Lastly, as I took a few quick photos of Pat outside the coffee shop, he asked me some questions about the Trunk Club. He said he loves the concept. I invited him to join and he said he's interested, but knows his wife Heather likes to shop for him. However, he said she doesn't have a lot of time anymore as a busy mother of three. I mentioned Trunk Club could be the extension of her. She could still make the shopping decisions without having to spend the actual time shopping.

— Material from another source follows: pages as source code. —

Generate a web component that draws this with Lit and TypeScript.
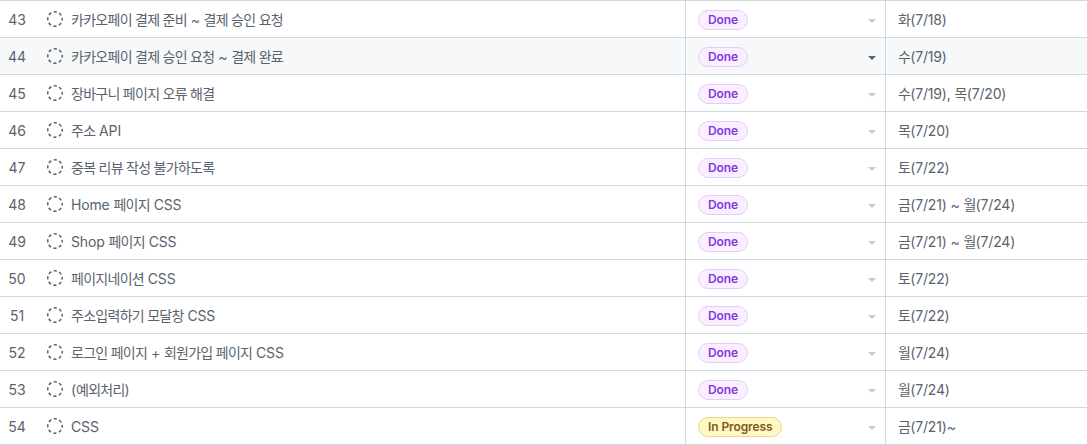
import { LitElement, html, css } from "lit";
import { customElement } from "lit/decorators.js";

type Row = [number, string, string, string];
const rows: Row[] = [
  [43, "카카오페이 결제 준비 ~ 결제 승인 요청", "Done", "화(7/18)"],
  [44, "카카오페이 결제 승인 요청 ~ 결제 완료", "Done", "수(7/19)"],
  [45, "장바구니 페이지 오류 해결", "Done", "수(7/19), 목(7/20)"],
  [46, "주소 API", "Done", "목(7/20)"],
  [47, "중복 리뷰 작성 불가하도록", "Done", "토(7/22)"],
  [48, "Home 페이지 CSS", "Done", "금(7/21) ~ 월(7/24)"],
  [49, "Shop 페이지 CSS", "Done", "금(7/21) ~ 월(7/24)"],
  [50, "페이지네이션 CSS", "Done", "토(7/22)"],
  [51, "주소입력하기 모달창 CSS", "Done", "토(7/22)"],
  [52, "로그인 페이지 + 회원가입 페이지 CSS", "Done", "월(7/24)"],
  [53, "(예외처리)", "Done", "월(7/24)"],
  [54, "CSS", "In Progress", "금(7/21)~"],
];

const ko = (s: string) =>
  s.split(/([\uac00-\ud7a3]+(?:\s+[\uac00-\ud7a3]+)*)/).map((part, i) =>
    i % 2 ? html`<span class="ko">${part}</span>` : part
  );

@customElement("app-root")
export class AppRoot extends LitElement {
  static styles = css`
    :host {
      display: block;
      width: 1087px;
      height: 445px;
      overflow: hidden;
      background: #fff;
      font-family: Inter, "Noto Sans CJK KR", "Noto Sans", sans-serif;
      font-size: 14px;
      color: #59636e;
    }
    .table {
      border-top: 1px solid #d1d9e0;
    }
    .row {
      display: grid;
      grid-template-columns: 685px 1fr 201px;
      height: 37px;
      box-sizing: border-box;
      border-bottom: 1px solid #d1d9e0;
    }
    .row.hover {
      background: #f6f8fa;
    }
    .title {
      display: flex;
      align-items: center;
      min-width: 0;
    }
    .num {
      width: 34px;
      text-align: center;
      font-size: 14px;
    }
    .icon {
      width: 16px;
      height: 16px;
      margin-left: 13px;
      flex: none;
    }
    .text {
      margin-left: 8px;
      white-space: nowrap;
      letter-spacing: -0.15px;
    }
    .ko {
      letter-spacing: -0.72px;
    }
    .status {
      display: flex;
      align-items: center;
      justify-content: space-between;
      padding: 2px 9px 0 12px;
      border-left: 1px solid #d1d9e0;
      border-right: 1px solid #d1d9e0;
    }
    .pill {
      box-sizing: border-box;
      height: 20px;
      display: inline-flex;
      align-items: center;
      padding: 0 9px;
      border: 1px solid;
      border-radius: 10px;
      font-size: 12px;
      font-weight: 600;
      line-height: 18px;
      letter-spacing: -0.1px;
    }
    .pill.done {
      background: #fbefff;
      border-color: #e5ccff;
      color: #8039df;
    }
    .pill.progress {
      background: #fff8c5;
      border-color: #e8d78a;
      color: #805a16;
    }
    .caret {
      width: 8px;
      height: 4px;
      display: block;
      fill: #c4cad1;
      margin-top: 2px;
    }
    .row.hover .caret {
      fill: #59636e;
    }
    .date {
      display: flex;
      align-items: center;
      padding-left: 12px;
      white-space: pre;
      letter-spacing: -0.15px;
    }
  `;

  render() {
    return html`<div class="table">
      ${rows.map(
        ([n, title, status, date]) => html`<div class="row ${n === 44 ? "hover" : ""}">
          <div class="title">
            <span class="num">${n}</span>
            <svg class="icon" viewBox="0 0 16 16" fill="none">
              <circle cx="8" cy="8" r="7.25" stroke="#59636e" stroke-width="1.5" stroke-dasharray="3.2 2.5" stroke-dashoffset="1.6"></circle>
            </svg>
            <span class="text">${ko(title)}</span>
          </div>
          <div class="status">
            <span class="pill ${status === "Done" ? "done" : "progress"}">${status}</span>
            <svg class="caret" viewBox="0 0 8 4"><path d="M0 0h8L4 4z"></path></svg>
          </div>
          <div class="date"><span>${ko(date)}</span></div>
        </div>`
      )}
    </div>`;
  }
}
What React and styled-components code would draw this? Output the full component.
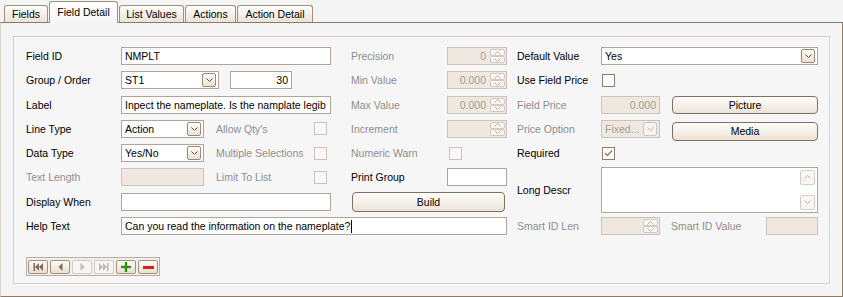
import React from 'react';
import styled, { createGlobalStyle, css } from 'styled-components';

const GlobalStyle = createGlobalStyle`
  html, body { margin: 0; padding: 0; background: #f4f4f4; }
  body {
    font-family: "Liberation Sans", Arial, sans-serif;
    font-size: 10.5px;
    color: #000;
  }
  * { box-sizing: border-box; }
`;

const Window = styled.div`
  width: 843px;
  height: 297px;
  display: flex;
  flex-direction: column;
  background: #f4f4f4;
`;

const TabStrip = styled.div`
  height: 22px;
  display: flex;
  align-items: flex-end;
  gap: 1px;
  padding-left: 4px;
`;

const Tab = styled.div`
  width: ${p => p.$w}px;
  height: 17px;
  display: flex;
  align-items: center;
  justify-content: center;
  border: 1px solid #a08f7d;
  border-bottom: none;
  border-radius: 3px 3px 0 0;
  background: linear-gradient(#fefdfb, #ebe3d7);
  white-space: nowrap;
  ${p => p.$active && css`
    height: 22px;
    margin-bottom: -1px;
    padding-bottom: 1px;
    background: linear-gradient(#ffffff, #f6f6f6);
    position: relative;
    z-index: 1;
  `}
`;

const TabPage = styled.div`
  flex: 1;
  display: flex;
  flex-direction: column;
  border: 1px solid #8c7b68;
  border-left-color: #ddd5cc;
  padding: 13px 12px 12px 12px;
`;

const GroupBox = styled.div`
  flex: 1;
  border: 1px solid #dacdbf;
  box-shadow: 1px 1px 0 #ffffff;
  background: #f6f6f6;
  padding: 10px 11px 0 12px;
`;

const FormGrid = styled.div`
  display: grid;
  grid-template-columns: 95px 210px 20px 96px 60px 10px 84px 217px;
  grid-template-rows: repeat(8, 18px);
  row-gap: 6.3px;
  align-items: center;
`;

const placed = css`
  grid-column: ${p => p.$col} / span ${p => p.$span || 1};
  grid-row: ${p => p.$row} / span ${p => p.$rows || 1};
`;

const Label = styled.span`
  ${placed}
  white-space: nowrap;
  color: ${p => (p.$disabled ? '#8e8e8e' : '#000')};
`;

const InlineLabel = styled.span`
  white-space: nowrap;
  color: ${p => (p.$disabled ? '#8e8e8e' : '#000')};
  margin-left: ${p => p.$gap || 0}px;
`;

const FieldGroup = styled.div`
  ${placed}
  display: flex;
  align-items: center;
  height: 100%;
`;

const TextBox = styled.div`
  ${placed}
  width: ${p => (p.$width ? `${p.$width}px` : 'auto')};
  height: 18px;
  display: flex;
  align-items: center;
  justify-content: ${p => (p.$right ? 'flex-end' : 'flex-start')};
  padding: 0 3px;
  border: 1px solid ${p => (p.$disabled ? '#cbc2b9' : '#aea59c')};
  background: ${p => (p.$disabled ? '#efe8e1' : '#ffffff')};
  color: ${p => (p.$disabled ? '#a59d97' : '#000')};
  white-space: nowrap;
  overflow: hidden;
  margin-left: ${p => p.$gap || 0}px;
`;

const Caret = styled.span`
  display: inline-block;
  width: 1px;
  height: 13px;
  background: #000;
  margin-left: 1px;
`;

const SelectBox = styled.div`
  ${placed}
  width: ${p => (p.$width ? `${p.$width}px` : 'auto')};
  height: 18px;
  display: flex;
  align-items: center;
  padding: 0 2px 0 3px;
  border: 1px solid ${p => (p.$disabled ? '#cbc2b9' : '#aea59c')};
  background: ${p => (p.$disabled ? '#efe8e1' : '#ffffff')};
  color: ${p => (p.$disabled ? '#a59d97' : '#000')};
  white-space: nowrap;
`;

const SelectText = styled.span`
  flex: 1;
  overflow: hidden;
`;

const DropButton = styled.span`
  width: 14px;
  height: 14px;
  display: flex;
  align-items: center;
  justify-content: center;
  border: 1px solid ${p => (p.$disabled ? '#cfc5bb' : '#9c8874')};
  border-radius: 2px;
  background: ${p => (p.$disabled ? '#f7f3ef' : 'linear-gradient(#fdfbf8, #ebe2d6)')};
  color: ${p => (p.$disabled ? '#bdb3aa' : '#5e4c3c')};
`;

const SpinBox = styled.div`
  ${placed}
  width: ${p => (p.$width ? `${p.$width}px` : 'auto')};
  height: 18px;
  display: flex;
  align-items: center;
  padding: 1px 1px 1px 3px;
  border: 1px solid #cbc2b9;
  background: #efe8e1;
  color: #a59d97;
`;

const SpinValue = styled.span`
  flex: 1;
  text-align: right;
  padding-right: 4px;
`;

const SpinButtons = styled.span`
  width: 15px;
  height: 100%;
  display: flex;
  flex-direction: column;
`;

const SpinArrow = styled.span`
  flex: 1;
  display: flex;
  align-items: center;
  justify-content: center;
  border: 1px solid #d2c9c0;
  border-radius: 2px;
  background: #f8f5f2;
  color: #b9b0a8;
`;

const CheckBox = styled.span`
  ${placed}
  width: 13px;
  height: 13px;
  display: flex;
  align-items: center;
  justify-content: center;
  border: 1px solid ${p => (p.$disabled ? '#cdc1b7' : '#8f7c69')};
  background: ${p => (p.$disabled ? '#fbf8fa' : '#ffffff')};
  color: #8a7a6c;
  margin-left: ${p => p.$gap || 0}px;
  ${p => p.$push && css`margin-left: auto; margin-right: 4px;`}
`;

const PushButton = styled.div`
  ${placed}
  height: ${p => p.$h || 19}px;
  width: ${p => (p.$width ? `${p.$width}px` : 'auto')};
  display: flex;
  align-items: center;
  justify-content: center;
  border: 1px solid #80705f;
  border-radius: 4px;
  background: linear-gradient(#fffefc, #ebe2d6);
  margin-left: ${p => p.$gap || 0}px;
  margin-top: ${p => p.$shift || 0}px;
`;

const BuildButton = styled(PushButton)`
  margin: 0 2px 0 1px;
`;

const TextArea = styled.div`
  ${placed}
  height: 46px;
  display: flex;
  justify-content: flex-end;
  border: 1px solid #aea59c;
  background: #ffffff;
  padding: 2px 2px 2px 0;
`;

const ScrollBar = styled.div`
  width: 15px;
  display: flex;
  flex-direction: column;
  justify-content: space-between;
`;

const ScrollArrow = styled.span`
  height: 15px;
  display: flex;
  align-items: center;
  justify-content: center;
  border: 1px solid #d6cdc5;
  border-radius: 2px;
  background: #f9f7f5;
  color: #bab1a9;
`;

const Navigator = styled.div`
  margin-top: 22px;
  display: inline-flex;
  gap: 2px;
  padding: 2px 1px 1px 1px;
  border: 1px solid #b9b1a9;
  background: #f1eeeb;
`;

const NavButton = styled.span`
  width: 20px;
  height: 14px;
  display: flex;
  align-items: center;
  justify-content: center;
  border: 1px solid ${p => (p.$disabled ? '#d3cac1' : '#a3917e')};
  border-radius: 2px;
  background: ${p => (p.$disabled ? '#f8f6f3' : 'linear-gradient(#fdfaf6, #e9dfd2)')};
`;

const Chevron = ({ up }) => (
  <svg width="7" height="4" viewBox="0 0 7 4">
    <path d={up ? 'M0.5 3.5 L3.5 0.5 L6.5 3.5' : 'M0.5 0.5 L3.5 3.5 L6.5 0.5'} fill="none" stroke="currentColor" strokeWidth="1" />
  </svg>
);

const Select = ({ value, disabled, ...rest }) => (
  <SelectBox $disabled={disabled} {...rest}>
    <SelectText>{value}</SelectText>
    <DropButton $disabled={disabled}><Chevron /></DropButton>
  </SelectBox>
);

const Spin = ({ value, ...rest }) => (
  <SpinBox {...rest}>
    <SpinValue>{value}</SpinValue>
    <SpinButtons>
      <SpinArrow><Chevron up /></SpinArrow>
      <SpinArrow><Chevron /></SpinArrow>
    </SpinButtons>
  </SpinBox>
);

const Check = ({ checked, ...rest }) => (
  <CheckBox {...rest}>
    {checked && (
      <svg width="9" height="8" viewBox="0 0 9 8">
        <path d="M1 4 L3.5 6.5 L8 1.5" fill="none" stroke="currentColor" strokeWidth="1.3" />
      </svg>
    )}
  </CheckBox>
);

const NavIcon = ({ kind, color }) => {
  if (kind === 'first') return (
    <svg width="10" height="8" viewBox="0 0 10 8" fill={color}>
      <rect x="0.5" y="0" width="1.5" height="8" />
      <polygon points="6,0 2,4 6,8" />
      <polygon points="10,0 6,4 10,8" />
    </svg>
  );
  if (kind === 'last') return (
    <svg width="10" height="8" viewBox="0 0 10 8" fill={color}>
      <polygon points="0,0 4,4 0,8" />
      <polygon points="4,0 8,4 4,8" />
      <rect x="8" y="0" width="1.5" height="8" />
    </svg>
  );
  if (kind === 'prev') return (
    <svg width="5" height="8" viewBox="0 0 5 8" fill={color}><polygon points="4.5,0 0.5,4 4.5,8" /></svg>
  );
  if (kind === 'next') return (
    <svg width="5" height="8" viewBox="0 0 5 8" fill={color}><polygon points="0.5,0 4.5,4 0.5,8" /></svg>
  );
  if (kind === 'add') return (
    <svg width="10" height="10" viewBox="0 0 10 10" fill={color}>
      <rect x="3.8" y="0" width="2.4" height="10" />
      <rect x="0" y="3.8" width="10" height="2.4" />
    </svg>
  );
  return (
    <svg width="11" height="3" viewBox="0 0 11 3" fill={color}><rect x="0" y="0" width="11" height="3" /></svg>
  );
};

const tabs = [
  { name: 'Fields', w: 44 },
  { name: 'Field Detail', w: 69, active: true },
  { name: 'List Values', w: 65 },
  { name: 'Actions', w: 51 },
  { name: 'Action Detail', w: 76 },
];

export default function App() {
  return (
    <Window>
      <GlobalStyle />
      <TabStrip>
        {tabs.map(t => (
          <Tab key={t.name} $w={t.w} $active={t.active}>{t.name}</Tab>
        ))}
      </TabStrip>
      <TabPage>
        <GroupBox>
          <FormGrid>
            {/* left column */}
            <Label $col={1} $row={1}>Field ID</Label>
            <TextBox $col={2} $row={1}>NMPLT</TextBox>

            <Label $col={1} $row={2}>Group / Order</Label>
            <FieldGroup $col={2} $row={2}>
              <Select value="ST1" $width={98} />
              <TextBox $width={62} $gap={11} $right>30</TextBox>
            </FieldGroup>

            <Label $col={1} $row={3}>Label</Label>
            <TextBox $col={2} $row={3}>Inpect the nameplate. Is the namplate legib</TextBox>

            <Label $col={1} $row={4}>Line Type</Label>
            <FieldGroup $col={2} $row={4}>
              <Select value="Action" $width={83} />
              <InlineLabel $disabled $gap={12}>Allow Qty's</InlineLabel>
              <Check $disabled $push />
            </FieldGroup>

            <Label $col={1} $row={5}>Data Type</Label>
            <FieldGroup $col={2} $row={5}>
              <Select value="Yes/No" $width={83} />
              <InlineLabel $disabled $gap={12}>Multiple Selections</InlineLabel>
              <Check $disabled $push />
            </FieldGroup>

            <Label $col={1} $row={6} $disabled>Text Length</Label>
            <FieldGroup $col={2} $row={6}>
              <TextBox $width={83} $disabled />
              <InlineLabel $disabled $gap={12}>Limit To List</InlineLabel>
              <Check $disabled $push />
            </FieldGroup>

            <Label $col={1} $row={7}>Display When</Label>
            <TextBox $col={2} $row={7} />

            <Label $col={1} $row={8}>Help Text</Label>
            <TextBox $col={2} $span={4} $row={8}>
              Can you read the information on the nameplate?<Caret />
            </TextBox>

            {/* middle column */}
            <Label $col={4} $row={1} $disabled>Precision</Label>
            <Spin $col={5} $row={1} value="0" />
            <Label $col={4} $row={2} $disabled>Min Value</Label>
            <Spin $col={5} $row={2} value="0.000" />
            <Label $col={4} $row={3} $disabled>Max Value</Label>
            <Spin $col={5} $row={3} value="0.000" />
            <Label $col={4} $row={4} $disabled>Increment</Label>
            <Spin $col={5} $row={4} value="" />
            <Label $col={4} $row={5} $disabled>Numeric Warn</Label>
            <Check $col={5} $row={5} $disabled $gap={2} />
            <Label $col={4} $row={6}>Print Group</Label>
            <TextBox $col={5} $row={6} />
            <BuildButton $col={4} $span={2} $row={7} $h={20}>Build</BuildButton>

            {/* right column */}
            <Label $col={7} $row={1}>Default Value</Label>
            <Select $col={8} $row={1} value="Yes" />

            <Label $col={7} $row={2}>Use Field Price</Label>
            <Check $col={8} $row={2} $gap={1} />

            <Label $col={7} $row={3} $disabled>Field Price</Label>
            <FieldGroup $col={8} $row={3}>
              <TextBox $width={59} $disabled $right>0.000</TextBox>
              <PushButton $width={146} $gap={12} $h={18}>Picture</PushButton>
            </FieldGroup>

            <Label $col={7} $row={4} $disabled>Price Option</Label>
            <FieldGroup $col={8} $row={4}>
              <Select value="Fixed..." $width={59} disabled />
              <PushButton $width={146} $gap={12} $shift={5}>Media</PushButton>
            </FieldGroup>

            <Label $col={7} $row={5}>Required</Label>
            <Check $col={8} $row={5} $gap={1} checked />

            <Label $col={7} $row={6} $rows={2}>Long Descr</Label>
            <TextArea $col={8} $row={6} $rows={2}>
              <ScrollBar>
                <ScrollArrow><Chevron up /></ScrollArrow>
                <ScrollArrow><Chevron /></ScrollArrow>
              </ScrollBar>
            </TextArea>

            <Label $col={7} $row={8} $disabled>Smart ID Len</Label>
            <FieldGroup $col={8} $row={8}>
              <Spin $width={59} value="" />
              <InlineLabel $disabled $gap={11}>Smart ID Value</InlineLabel>
              <TextBox $width={52} $disabled $gap={0} style={{ marginLeft: 'auto' }} />
            </FieldGroup>
          </FormGrid>

          <Navigator>
            <NavButton><NavIcon kind="first" color="#7f6b58" /></NavButton>
            <NavButton><NavIcon kind="prev" color="#7f6b58" /></NavButton>
            <NavButton $disabled><NavIcon kind="next" color="#c3bab1" /></NavButton>
            <NavButton $disabled><NavIcon kind="last" color="#c3bab1" /></NavButton>
            <NavButton><NavIcon kind="add" color="#2b9416" /></NavButton>
            <NavButton><NavIcon kind="remove" color="#d81f1f" /></NavButton>
          </Navigator>
        </GroupBox>
      </TabPage>
    </Window>
  );
}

As a wife myself, I can honestly relate to Heather's concern. I like to shop for my husband and like to keep tabs and have influence in what he wears. However, the main challenges are time and my frustration having to return things that didn't fit or he didn't like (picture me rolling my eyes here). Lastly, husbands want their wife's opinions and guidance, but they are quite sensitive to her feedback and suggestions. I find as a Trunk Club consultant, I can say things the wife might say, but he will listen to me since I am an outside, expert, opinion. I love having wives and girlfriends involved in the Trunk Club experience for men who want her approval.
To Pat (Mr. Chocolate Milk), thank you for sharing your time with me and your wonderfully candid clothing experiences. It was really nice to see you again and I look forward to seeing your gorgeous, new home!